Not saying I want it to end. Just saying, if it's going to, I want it to be fast and shart, like a bandaid or cutting myself. not that I will. Oh, no. I've found a new remedy for my troubles: drown them in cheap, shitty beer.

Since I was incredibly depressed last night, Chris and I got SMASHED. It was exactly what I needed. Normally, I'm gone after about 3 beers, so 5...WHOO!!!!

and it was perfect. When I was bordering on that terrible, "super depressed" drunk mode, I just passed out.

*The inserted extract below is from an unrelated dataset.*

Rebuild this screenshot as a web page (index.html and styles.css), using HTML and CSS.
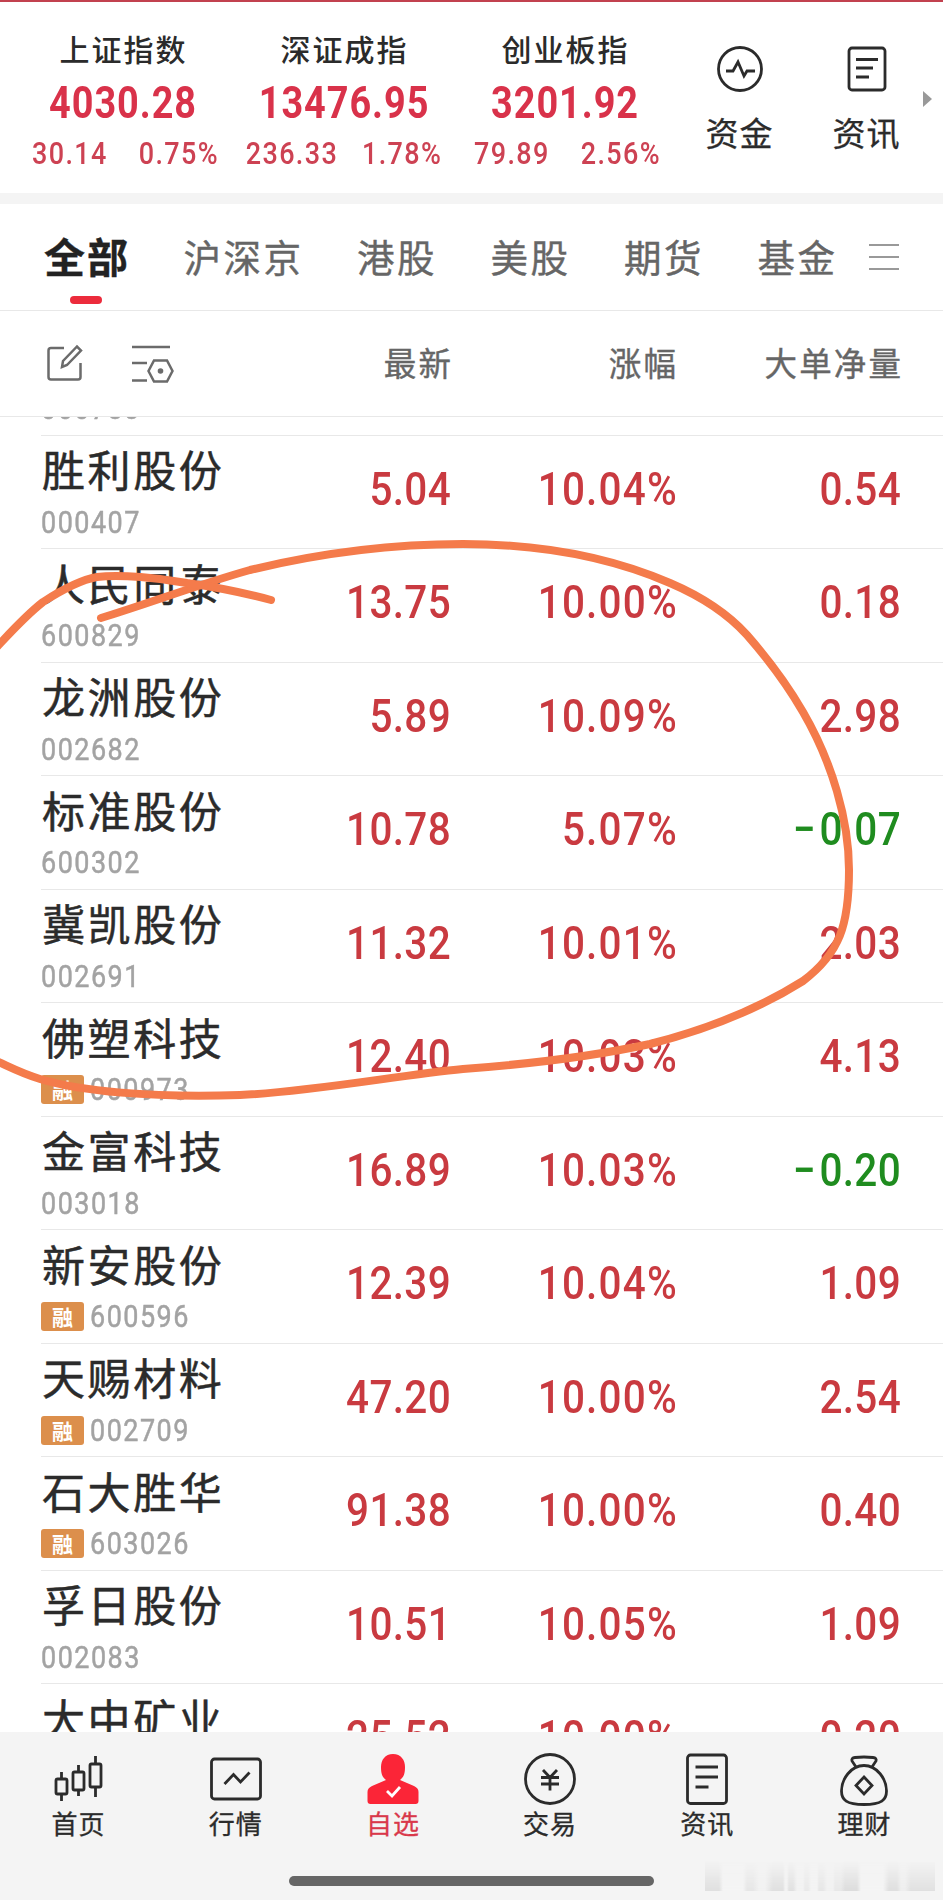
FILE: index.html
```html
<!DOCTYPE html>
<html lang="zh-CN">
<head>
  <meta charset="utf-8">
  <title>自选股</title>
  <link rel="stylesheet" href="styles.css">
</head>
<body>
  <div class="app">
    <header class="top">
      <div class="index">
        <p class="index-name">上证指数</p>
        <p class="index-value num">4030.28</p>
        <p class="index-change num"><span>30.14</span><span>0.75%</span></p>
      </div>
      <div class="index">
        <p class="index-name">深证成指</p>
        <p class="index-value num">13476.95</p>
        <p class="index-change wide num"><span>236.33</span><span>1.78%</span></p>
      </div>
      <div class="index">
        <p class="index-name">创业板指</p>
        <p class="index-value num">3201.92</p>
        <p class="index-change num"><span>79.89</span><span>2.56%</span></p>
      </div>
      <div class="shortcut">
        <svg width="46" height="46" viewBox="0 0 46 46"><circle cx="23" cy="23" r="21.5"/><path d="M9 25h7l5-9 6 14 3-5h8"/></svg>
        <p>资金</p>
      </div>
      <div class="shortcut">
        <svg width="46" height="46" viewBox="0 0 46 46"><rect x="5" y="2" width="36" height="42" rx="3"/><path d="M12 13.500h22M12 22h17M12 31h13"/></svg>
        <p>资讯</p>
      </div>
      <i class="more"></i>
    </header>

    <nav class="tabs">
      <span class="active">全部</span>
      <span>沪深京</span>
      <span>港股</span>
      <span>美股</span>
      <span>期货</span>
      <span>基金</span>
      <svg width="30" height="26" viewBox="0 0 30 26"><path d="M0 1h30M0 13h30M0 25h30"/></svg>
    </nav>

    <div class="row thead">
      <div class="tools">
        <svg width="36" height="38" viewBox="0 0 36 38"><path d="M17 3H4Q1.500 3 1.500 5.500V32Q1.500 34.500 4 34.500H31Q33.500 34.500 33.500 32V18M15 22l1-6L30 1.500l4 4L20 20z"/></svg>
        <svg width="42" height="38" viewBox="0 0 42 38"><path d="M0 2h38M0 18h15M0 35.500h15M22 15.500h13l5.500 10.500-5.500 10.500h-13l-5.500-10.500z"/><circle class="dot" cx="28.500" cy="26" r="2.800"/></svg>
      </div>
      <span>最新</span>
      <span>涨幅</span>
      <span>大单净量</span>
    </div>

    <main class="list">
      <div class="row">
        <div class="stock"><p class="name"></p><p class="code"><span class="num">000783</span></p></div>
      </div>
      <div class="row">
        <div class="stock"><p class="name">胜利股份</p><p class="code"><span class="num">000407</span></p></div>
        <span class="num">5.04</span><span class="num rate">10.04%</span><span class="num">0.54</span>
      </div>
      <div class="row">
        <div class="stock"><p class="name">人民同泰</p><p class="code"><span class="num">600829</span></p></div>
        <span class="num">13.75</span><span class="num rate">10.00%</span><span class="num">0.18</span>
      </div>
      <div class="row">
        <div class="stock"><p class="name">龙洲股份</p><p class="code"><span class="num">002682</span></p></div>
        <span class="num">5.89</span><span class="num rate">10.09%</span><span class="num">2.98</span>
      </div>
      <div class="row">
        <div class="stock"><p class="name">标准股份</p><p class="code"><span class="num">600302</span></p></div>
        <span class="num">10.78</span><span class="num rate">5.07%</span><span class="num down"><em>−</em>0.07</span>
      </div>
      <div class="row">
        <div class="stock"><p class="name">冀凯股份</p><p class="code"><span class="num">002691</span></p></div>
        <span class="num">11.32</span><span class="num rate">10.01%</span><span class="num">2.03</span>
      </div>
      <div class="row">
        <div class="stock"><p class="name">佛塑科技</p><p class="code"><b class="tag">融</b><span class="num">000973</span></p></div>
        <span class="num">12.40</span><span class="num rate">10.03%</span><span class="num">4.13</span>
      </div>
      <div class="row">
        <div class="stock"><p class="name">金富科技</p><p class="code"><span class="num">003018</span></p></div>
        <span class="num">16.89</span><span class="num rate">10.03%</span><span class="num down"><em>−</em>0.20</span>
      </div>
      <div class="row">
        <div class="stock"><p class="name">新安股份</p><p class="code"><b class="tag">融</b><span class="num">600596</span></p></div>
        <span class="num">12.39</span><span class="num rate">10.04%</span><span class="num">1.09</span>
      </div>
      <div class="row">
        <div class="stock"><p class="name">天赐材料</p><p class="code"><b class="tag">融</b><span class="num">002709</span></p></div>
        <span class="num">47.20</span><span class="num rate">10.00%</span><span class="num">2.54</span>
      </div>
      <div class="row">
        <div class="stock"><p class="name">石大胜华</p><p class="code"><b class="tag">融</b><span class="num">603026</span></p></div>
        <span class="num">91.38</span><span class="num rate">10.00%</span><span class="num">0.40</span>
      </div>
      <div class="row">
        <div class="stock"><p class="name">孚日股份</p><p class="code"><span class="num">002083</span></p></div>
        <span class="num">10.51</span><span class="num rate">10.05%</span><span class="num">1.09</span>
      </div>
      <div class="row">
        <div class="stock"><p class="name">大中矿业</p><p class="code"></p></div>
        <span class="num">25.52</span><span class="num rate">10.00%</span><span class="num">0.20</span>
      </div>
    </main>

    <footer class="bottom">
      <nav class="menu">
        <a>
          <svg width="52" height="52" viewBox="0 0 52 52"><path d="M8.500 19v7M8.500 41v7M25.500 12v7M25.500 37v6M42.500 3v8M42.500 34v10"/><rect x="3" y="26" width="11" height="15" rx="1.500"/><rect x="20" y="19" width="11" height="18" rx="1.500"/><rect x="37" y="11" width="11" height="23" rx="1.500"/></svg>
          首页
        </a>
        <a>
          <svg width="52" height="52" viewBox="0 0 52 52"><rect x="1.500" y="6" width="49" height="40" rx="3"/><path d="M14.500 31l9-9.500 7 7.500 9-9.500"/></svg>
          行情
        </a>
        <a class="on">
          <svg width="52" height="52" viewBox="0 0 52 52"><path class="man" d="M26 1c8 0 12 6 12 13 0 6-1 10-5 13l14 6c3 1.500 4.500 3 4.500 6v9c0 2-1 3-3 3h-45c-2 0-3-1-3-3v-9c0-3 1.500-4.500 4.500-6l14-6c-4-3-5-7-5-13C14 7 18 1 26 1z"/><path class="tick" d="M20 38l5 5 8-9"/></svg>
          自选
        </a>
        <a>
          <svg width="52" height="52" viewBox="0 0 52 52"><circle cx="26" cy="26" r="24.500"/><path d="M19 17l7 7.500 7-7.500M17 24.500h18M17 31h18M26 24.500v13"/></svg>
          交易
        </a>
        <a>
          <svg width="52" height="52" viewBox="0 0 52 52"><rect x="6.500" y="2" width="39" height="48.500" rx="3"/><path d="M14.500 14h22.500M14.500 24h22.500M14.500 34h13"/></svg>
          资讯
        </a>
        <a>
          <svg width="52" height="52" viewBox="0 0 52 52"><path d="M18 14l-4-6q-1-3 3-3.500 9-1 18 0 4 .5 3 3.500l-4 6"/><path d="M26 12.500C13 12.500 3.500 26 3.500 38c0 9 5 13.500 22.500 13.500s22.500-4.500 22.500-13.500C48.500 26 39 12.500 26 12.500z"/><path d="M26 24l8 8.500-8 8.500-8-8.500z"/></svg>
          理财
        </a>
      </nav>
      <i class="home-bar"></i>
      <i class="mosaic"></i>
    </footer>

    <!-- 手绘圈 -->
    <svg class="mark" width="943" height="1900" viewBox="0 0 943 1900">
      <path d="M101 618C150 603 200 584 250 570C320 553 395 544 463 544C540 544 610 557 670 583C705 598 728 614 747 635C768 659 788 686 803 712C832 762 849 820 849 870C849 925 840 953 803 981C760 1008 705 1030 650 1044C590 1057 530 1064 463 1069C400 1075 310 1092 240 1095C150 1098 80 1091 40 1079C20 1073 8 1066 -6 1060"/>
      <path d="M-6 650C10 633 25 616 43 602C60 591 80 580 97 577C120 574 160 578 187 583C215 587 245 593 271 600"/>
    </svg>
  </div>
</body>
</html>
```
FILE: styles.css
```css
*{
  box-sizing: border-box;
}
body{
  margin: 0;
  background: #fff;
  font-family: "Noto Sans CJK SC", sans-serif;
  color: #2b2b2b;
}
p{
  margin: 0;
}
i{
  display: block;
}
svg{
  fill: none;
  stroke: #2b2b2b;
  stroke-width: 2.8;
  display: block;
  overflow: visible;
}
.app{
  position: relative;
  width: 943px;
  height: 1900px;
  overflow: hidden;
  display: flex;
  flex-direction: column;
}
/* 窄体数字 */
.num{
  font-family: Roboto, "Liberation Sans", sans-serif;
  letter-spacing: 1.7px;
  transform: scaleX(.87);
}

/* 指数 */
.top{
  height: 204px;
  border-top: 2px solid #c2414f;
  border-bottom: 11px solid #f4f4f4;
  padding-left: 13px;
  display: flex;
}
.index{
  width: 221px;
  padding-top: 23px;
  display: flex;
  flex-direction: column;
  align-items: center;
  color: #d9324a;
}
.index-name{
  font-size: 30px;
  line-height: 46px;
  letter-spacing: 2px;
  font-weight: 500;
  color: #2b2b2b;
}
.index-value{
  margin-top: 5px;
  font-size: 43.500px;
  line-height: 56px;
  font-weight: 700;
  letter-spacing: 1.1px;
}
.index-change{
  width: 215px;
  display: flex;
  justify-content: space-between;
  font-size: 31px;
  line-height: 44px;
  letter-spacing: 1.6px;
  font-weight: 500;
  color: #cd4253;
  position: relative;
  left: 2px;
}
.index-change.wide{
  width: 226px;
  left: -1px;
}
.shortcut{
  width: 127px;
  padding-top: 44px;
  display: flex;
  flex-direction: column;
  align-items: center;
  font-size: 33px;
  line-height: 48px;
  letter-spacing: 1px;
  -webkit-text-stroke: .3px;
}
.shortcut p{
  margin-top: 16px;
}
.more{
  margin: 89px 0 0 -7px;
  width: 0;
  height: 0;
  border-left: 9px solid #999;
  border-top: 8px solid transparent;
  border-bottom: 8px solid transparent;
}

/* 分类 */
.tabs{
  height: 107px;
  border-bottom: 1px solid #e8e8e8;
  padding: 0 44px;
  display: flex;
  align-items: center;
  gap: 53.500px;
  font-size: 37.500px;
  letter-spacing: 2.500px;
  color: #666;
  white-space: nowrap;
  -webkit-text-stroke: .4px;
}
.tabs span{
  margin-top: -4px;
}
.tabs .active{
  position: relative;
  font-size: 41px;
  letter-spacing: 2px;
  font-weight: 700;
  color: #222;
}
.tabs .active::after{
  content: "";
  position: absolute;
  left: 26px;
  bottom: -19px;
  width: 32px;
  height: 8px;
  border-radius: 4px;
  background: #ec2b3c;
}
.tabs svg{
  margin-left: -22px;
  stroke: #999;
  stroke-width: 2;
}

/* 列表 */
.row{
  display: grid;
  grid-template-columns: 260px 149px 225px 225px;
  align-items: center;
  height: 113.500px;
  margin-left: 41px;
  border-bottom: 1px solid #e8e8e8;
}
.row > span{
  text-align: right;
}
.thead{
  height: 106px;
  margin: 0;
  padding-left: 41px;
  font-size: 32.500px;
  letter-spacing: 2.100px;
  color: #666;
  -webkit-text-stroke: .4px;
}
.thead span{
  margin: -4px -3px 0 0;
}
.tools{
  display: flex;
  gap: 49px;
  padding-left: 6px;
}
.tools svg{
  stroke: #6b6b6b;
  stroke-width: 2.500;
}
.tools .dot{
  fill: #6b6b6b;
  stroke: none;
}
.list{
  height: 1315px;
  overflow: hidden;
}
/* 已滚动，首行只露出底边 */
.list .row:first-child{
  margin-top: -95px;
}
.list .row > .num{
  font-size: 46.500px;
  font-weight: 500;
  color: #c93a40;
  letter-spacing: .4px;
  transform-origin: right center;
  margin-right: -1px;
  padding-bottom: 6px;
}
.list .row > .rate{
  letter-spacing: 1.400px;
  margin-right: -3px;
}
.list .row > .down{
  color: #1f8c1f;
}
.down em{
  font-style: normal;
  margin-right: 4px;
}
.name{
  height: 60px;
  font-size: 43px;
  line-height: 60px;
  letter-spacing: 2.600px;
  padding-left: 1px;
  margin-top: -2px;
  -webkit-text-stroke: .5px;
}
.code{
  display: flex;
  align-items: center;
  height: 42px;
  margin-top: 3px;
  font-size: 31px;
  color: #a3a3a3;
  -webkit-text-stroke: .5px;
}
.code .num{
  transform-origin: left center;
}
.tag{
  width: 43px;
  height: 29px;
  margin-right: 6px;
  border-radius: 3px;
  background: #dc8f4c;
  color: #fff;
  font-size: 21px;
  line-height: 28px;
  text-align: center;
  -webkit-text-stroke: 0;
}

/* 底部 */
.bottom{
  position: relative;
  height: 168px;
  background: #f4f4f4;
}
.menu{
  display: flex;
  padding-top: 21px;
}
.menu a{
  flex: 1;
  display: flex;
  flex-direction: column;
  align-items: center;
  font-size: 26px;
  line-height: 36px;
  letter-spacing: 1px;
  -webkit-text-stroke: .3px;
}
.menu .on{
  color: #d9384a;
}
.man{
  fill: #fb2537;
  stroke: none;
}
.tick{
  stroke: #fff;
}
.home-bar{
  width: 365px;
  height: 10px;
  margin: 35px auto 0;
  border-radius: 5px;
  background: #666;
}
.mosaic{
  position: absolute;
  right: 8px;
  bottom: 9px;
  width: 230px;
  height: 30px;
  background: linear-gradient(90deg, #dfdfdf 0 14px, #f4f4f4 18px 38px, #e6e6e6 42px 48px, #f1f1f1 54px 60px, #dfdfdf 68px 78px, #f2f2f2 80px 82px, #e0e0e0 84px 88px, #f2f2f2 92px 98px, #e9e9e9 100px 103px, #f3f3f3 106px 112px, #e6e6e6 114px 118px, #f1f1f1 122px 128px, #e8e8e8 130px 136px, #dcdcdc 140px 152px, #f4f4f4 156px 178px, #dedede 184px 192px, #eee 196px 200px, #e0e0e0 206px 230px);
  -webkit-mask-image: linear-gradient(transparent, #000);
  mask-image: linear-gradient(transparent, #000);
}
.mark{
  position: absolute;
  left: 0;
  top: 0;
  stroke: #f47b4b;
  stroke-width: 8;
  stroke-linecap: round;
}
```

I vaguely remember half stripping. Because, I was wearing a flannel shirt, tank top, boobie bra (a hot topic one that gives me massive cleavage) because I need to do laundry, and jeans. Since I have a freckle on my hip that I love, I was pulling down my jean line to look at it. It's fine, just a little risque. Also, I took off the flannel shirt.

Poor Chris (I suspect might like me) was pulling my shirt up and Derek, the sober saint, was just laughing his ass off. Eventually I put the flannel back on. I slept with my pants and flannel shirt off, but the tank top still on. When I woke up, I looked down and said, "holy God, I have tits. hanging out there for the world, too."

xD LMAO when I was on my 5th beer, Chris was telling me that I should take it slowly because I was WAY too smashed, and telling me how my body absorbs alcohol, and that I would throw up if I didn't and stuff...but he was extremely drunk himself, and stumbling and slurring and all. I looked at him and said, "I shouldn't listen to YOU! You're DRUNK!"

xD love that line.

I know, I know. it's a terrible, retarded, stupid way to act, dangerous to do, and a waste of my everything. But dammit. I want to forget these trivial things that fuck me up. I want to have fun and I did. I don't need alcohol to have fun or anything, I'm not an alcoholic, and I don't let it get in the way of my life. I'm going to watch it better.

But I have so little time with Chris and Zack. and honestly, I DON'T regret it. I had fun, and I so very rarely have fun it feels like.

I think i'm always just looking for the next thing to pass my time...thank you!